A few additional notes:

• R1-R8 values should be tweaked depending on the LEDs used, especially when using various colors (e.g. 10k could work fine for blue LEDs, 5.1k for orange ones, and 47k for "warm white" LEDs)
• the GND post of the output board should remain unconnected
• on this same board, the jumper connecting the ground plane to the GND signal should be cut (this will probably be converted to an open solder jumper soon)

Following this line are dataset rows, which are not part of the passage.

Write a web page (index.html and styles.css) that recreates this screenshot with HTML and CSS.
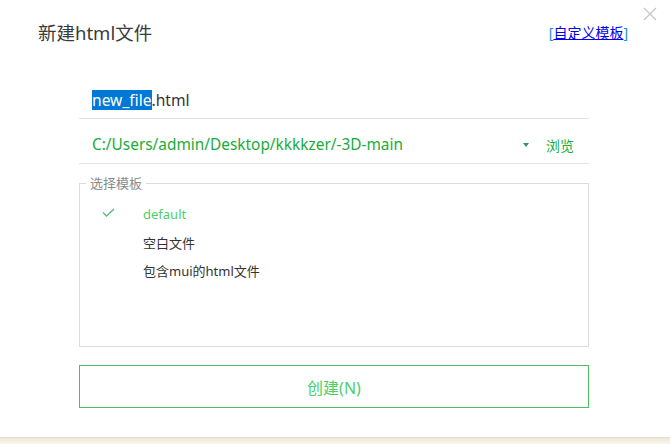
FILE: index.html
```html
<!DOCTYPE html>
<html lang="zh-CN">
<head>
    <meta charset="UTF-8">
    <title>新建html文件</title>
    <link rel="stylesheet" href="styles.css">
</head>
<body>
    <div class="dialog">
        <span class="close">
            <svg width="14" height="14" viewBox="0 0 14 14">
                <path d="M1 1 L13 13 M13 1 L1 13" stroke="#c4c4c4" stroke-width="1.2" fill="none"/>
            </svg>
        </span>

        <div class="header">
            <h1 class="title">新建html文件</h1>
            <span class="custom"><span class="bracket">[</span><a href="#">自定义模板</a><span class="bracket">]</span></span>
        </div>

        <div class="form">
            <div class="row name-row">
                <span class="selected">new_file</span>.html
            </div>

            <div class="row path-row">
                <span class="path">C:/Users/admin/Desktop/kkkkzer/-3D-main</span>
                <span class="caret"></span>
                <span class="browse">浏览</span>
            </div>

            <fieldset class="templates">
                <legend>选择模板</legend>
                <ul class="template-list">
                    <li class="active">
                        <span class="check">
                            <svg width="13" height="9" viewBox="0 0 13 9">
                                <path d="M1 4.5 L4.5 8 L12 1" stroke="#5bbd78" stroke-width="1.4" fill="none"/>
                            </svg>
                        </span>
                        default
                    </li>
                    <li><span class="check"></span>空白文件</li>
                    <li><span class="check"></span>包含mui的html文件</li>
                </ul>
            </fieldset>

            <button class="create">创建(N)</button>
        </div>
    </div>
    <div class="footer"></div>
</body>
</html>
```

FILE: styles.css
```css
body {
    margin: 0;
    width: 670px;
    height: 444px;
    overflow: hidden;
    font-family: "Noto Sans", "Noto Sans CJK SC", sans-serif;
    color: #333;
    background: #fff;
}

.dialog {
    position: relative;
    height: 437px;
    background: #fff;
}

.close {
    position: absolute;
    top: 7px;
    right: 13px;
    width: 14px;
    height: 14px;
}

.close svg {
    display: block;
}

.header {
    display: flex;
    justify-content: space-between;
    align-items: center;
    padding: 22px 42px 0 38px;
    height: 22px;
}

.title {
    margin: 0;
    font-size: 18.5px;
    font-weight: normal;
    line-height: 22px;
    color: #3a3a3a;
}

.custom {
    font-size: 14px;
    line-height: 22px;
}

.custom .bracket {
    color: #1a8fe0;
}

.custom a {
    color: #0000ee;
}

.form {
    width: 510px;
    margin: 30px 0 0 79px;
}

.row {
    display: flex;
    align-items: center;
    box-sizing: border-box;
    height: 45px;
    padding: 7px 15px 0 13px;
    border-bottom: 1px solid #e2e2e2;
}

.name-row {
    font-size: 15.6px;
    color: #333;
}

.selected {
    display: inline-block;
    line-height: 20px;
    background: #0078d7;
    color: #fff;
}

.path-row {
    font-size: 15.4px;
    color: #1aab3a;
}

.path {
    flex: 1;
}

.caret {
    width: 0;
    height: 0;
    border-left: 3px solid transparent;
    border-right: 3px solid transparent;
    border-top: 4px solid #2a9d55;
    margin: 0 17px 0 0;
}

.browse {
    font-size: 14px;
}

.templates {
    margin: 11px 0 0;
    padding: 0;
    border: 1px solid #dcdcdc;
}

.templates legend {
    margin-left: 6px;
    padding: 0 4px;
    font-size: 13px;
    line-height: 16px;
    color: #8a8a8a;
}

.template-list {
    list-style: none;
    margin: 0;
    padding: 9px 0 0;
    height: 155px;
    box-sizing: border-box;
}

.template-list li {
    display: flex;
    align-items: center;
    height: 28px;
    font-size: 13px;
    color: #333;
}

.template-list li.active {
    color: #4ccf69;
}

.check {
    width: 41px;
    padding-left: 22px;
    display: flex;
    align-items: center;
    margin-top: -4px;
}

.create {
    display: block;
    width: 510px;
    height: 43px;
    margin-top: 18px;
    border: 1px solid #4dbf5d;
    background: #fff;
    color: #4ccf69;
    font-family: "Noto Sans", "Noto Sans CJK SC", sans-serif;
    font-size: 16px;
    cursor: pointer;
}

.footer {
    height: 6px;
    border-top: 1px solid #dddddd;
    background: linear-gradient(#efe9d6, #faf6e8);
}
```
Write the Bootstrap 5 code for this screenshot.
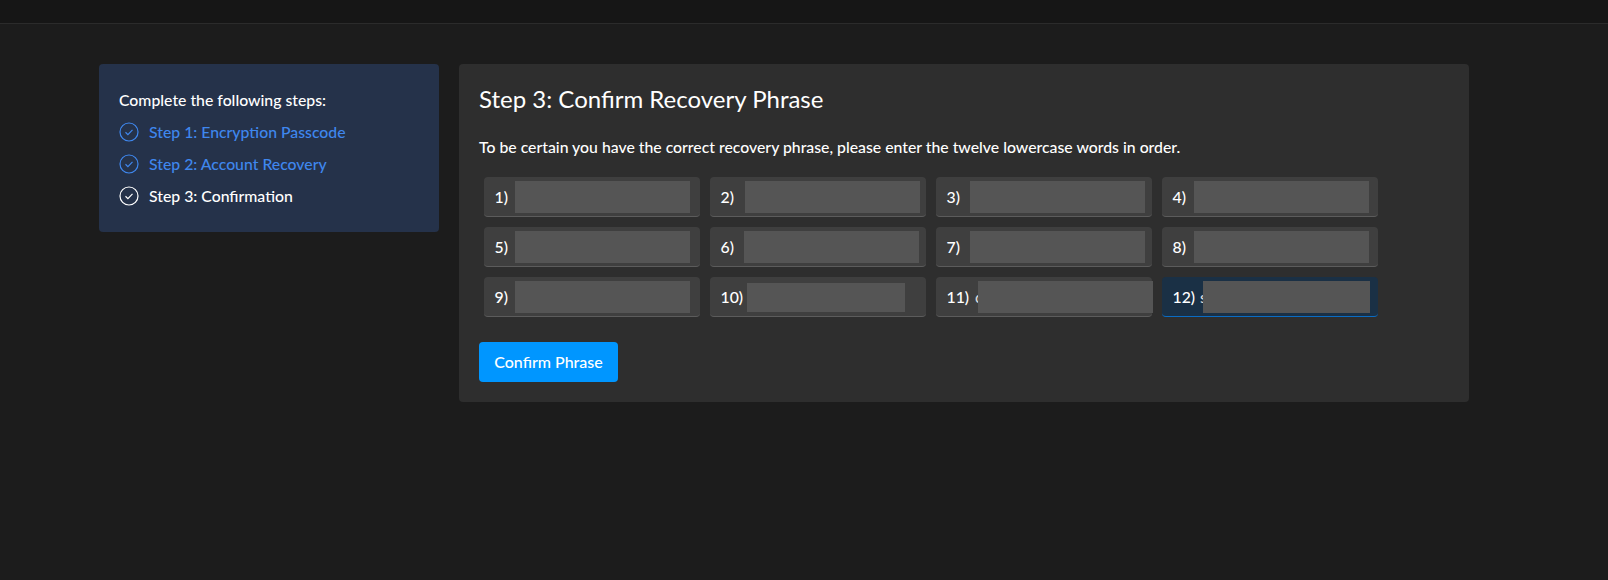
<!DOCTYPE html>
<html lang="en">
<head>
<meta charset="utf-8">
<title>Confirm Recovery Phrase</title>
<link href="https://cdn.jsdelivr.net/npm/bootstrap@5.3.0/dist/css/bootstrap.min.css" rel="stylesheet">
<style>
html,body{height:100%}
body{background:#1c1c1c;color:#fff;font-family:"Lato","Liberation Sans",sans-serif;font-size:15.8px;overflow:hidden;-webkit-font-smoothing:antialiased}
.topstrip{height:24px;background:#161616;border-bottom:1px solid #2b2b2b}
.stage{padding:40px 0 0 99px;gap:20px}
.side-panel{width:340px;height:168px;background:#25324a;border-radius:4px;padding:25px 20px 0}
.side-title{font-weight:500;line-height:22px;margin-bottom:5px}
.step-row{height:32px;gap:10px;font-weight:500}
.step-done{color:#3f87ee}
.step-icon{width:20px;height:20px;flex:none}
.main-panel{width:1010px;height:338px;background:#2e2e2e;border-radius:4px;padding:21px 20px 20px}
.main-title{font-size:24px;font-weight:400;line-height:28px;margin:0 0 23px}
.main-text{font-weight:500;line-height:22px;margin:0 0 19px}
.word-grid{display:grid;grid-template-columns:repeat(4,216px);gap:10px;margin-left:5px;margin-bottom:25px}
.word-cell{height:40px;background:#3f3f3f;border-bottom:1px solid #5c5c5c;border-radius:4px;padding:1px 0 0 11px;font-weight:500}
.word-cell.active{background:#1a3045;border-bottom-color:#0a6cc4}
.word-num{flex:none;margin-left:-0.5px}
.w-20{width:20.5px}.w-21{width:21.5px}.w-23{width:23.5px}.w-24{width:24.5px}.w-26{width:26.5px}.w-28{width:28.5px}.w-27{width:27.5px}
.cover{position:relative;height:32px;width:175px;background:#555;flex:none}
.cover.short{height:29px;width:158px}
.cover.wide12{width:167px}
.peek{width:8px;margin-right:-5px;color:#d8d8d8;flex:none}
.btn-confirm{background:#0096ff;border:0;color:#fff;height:40px;width:139px;padding:0;border-radius:4px;font-size:16px;font-weight:500}
.btn-confirm:hover,.btn-confirm:focus{background:#0096ff;color:#fff}
</style>
</head>
<body>
<div class="topstrip"></div>
<div class="stage d-flex align-items-start">
  <aside class="side-panel">
    <div class="side-title">Complete the following steps:</div>
    <div class="step-row step-done d-flex align-items-center">
      <svg class="step-icon" viewBox="0 0 20 20" fill="none" stroke="currentColor"><circle cx="10" cy="10" r="9" stroke-width="1.2"/><path d="M6.5 10.3l2.4 2.3 4.6-4.8" stroke-width="1.2"/></svg>
      <span>Step 1: Encryption Passcode</span>
    </div>
    <div class="step-row step-done d-flex align-items-center">
      <svg class="step-icon" viewBox="0 0 20 20" fill="none" stroke="currentColor"><circle cx="10" cy="10" r="9" stroke-width="1.2"/><path d="M6.5 10.3l2.4 2.3 4.6-4.8" stroke-width="1.2"/></svg>
      <span>Step 2: Account Recovery</span>
    </div>
    <div class="step-row d-flex align-items-center">
      <svg class="step-icon" viewBox="0 0 20 20" fill="none" stroke="currentColor"><circle cx="10" cy="10" r="9" stroke-width="1.2"/><path d="M6.5 10.3l2.4 2.3 4.6-4.8" stroke-width="1.2"/></svg>
      <span>Step 3: Confirmation</span>
    </div>
  </aside>
  <main class="main-panel">
    <h1 class="main-title">Step 3: Confirm Recovery Phrase</h1>
    <p class="main-text">To be certain you have the correct recovery phrase, please enter the twelve lowercase words in order.</p>
    <div class="word-grid">
      <div class="word-cell d-flex align-items-center"><span class="word-num w-20">1)</span><div class="cover"></div></div>
      <div class="word-cell d-flex align-items-center"><span class="word-num w-24">2)</span><div class="cover"></div></div>
      <div class="word-cell d-flex align-items-center"><span class="word-num w-23">3)</span><div class="cover"></div></div>
      <div class="word-cell d-flex align-items-center"><span class="word-num w-21">4)</span><div class="cover"></div></div>
      <div class="word-cell d-flex align-items-center"><span class="word-num w-20">5)</span><div class="cover"></div></div>
      <div class="word-cell d-flex align-items-center"><span class="word-num w-23">6)</span><div class="cover"></div></div>
      <div class="word-cell d-flex align-items-center"><span class="word-num w-23">7)</span><div class="cover"></div></div>
      <div class="word-cell d-flex align-items-center"><span class="word-num w-21">8)</span><div class="cover"></div></div>
      <div class="word-cell d-flex align-items-center"><span class="word-num w-20">9)</span><div class="cover"></div></div>
      <div class="word-cell d-flex align-items-center"><span class="word-num w-26">10)</span><div class="cover short"></div></div>
      <div class="word-cell d-flex align-items-center"><span class="word-num w-28">11)</span><span class="peek">c</span><div class="cover"></div></div>
      <div class="word-cell active d-flex align-items-center"><span class="word-num w-27">12)</span><span class="peek">s</span><div class="cover wide12"></div></div>
    </div>
    <button type="button" class="btn btn-confirm">Confirm Phrase</button>
  </main>
</div>
</body>
</html>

Once all the boards are in place (but not fully secured yet), one just has to run the wires to/from the appropriate solder terminals and the DC input connector. Here, using wires of various different colors is an efficient way not to get lost and ensure the wiring is correct.

Licensing

Copyright 2025 Arnaud Ferraris.

3D models for the Neutrik jacks are © Inventor eFX Technology and have been downloaded from https://www.inventfx.com/_ifxkicad/_ifxkicadxtra.htm

3D models for the rotary and toggle switches aren't included due to licensing restrictions, but they can be downloaded from https://componentsearchengine.com

• CK1049 rotary switch
• A105SYZQ04 toggle switch

This source describes Open Hardware and is licensed under the CERN-OHL-S v2.

You may redistribute and modify this source and make products using it under the terms of the CERN-OHL-S v2 (https://ohwr.org/cern_ohl_s_v2.txt).

This source is distributed WITHOUT ANY EXPRESS OR IMPLIED WARRANTY, INCLUDING OF MERCHANTABILITY, SATISFACTORY QUALITY AND FITNESS FOR A PARTICULAR PURPOSE. Please see the CERN-OHL-S v2 for applicable conditions.

Source location: https://github.com/a-wai/amp-switcher

As per CERN-OHL-S v2 section 4, should You produce hardware based on this source, You must where practicable maintain the Source Location visible on the PCBs and user documentation of the Amp Switcher or other products you make using this source.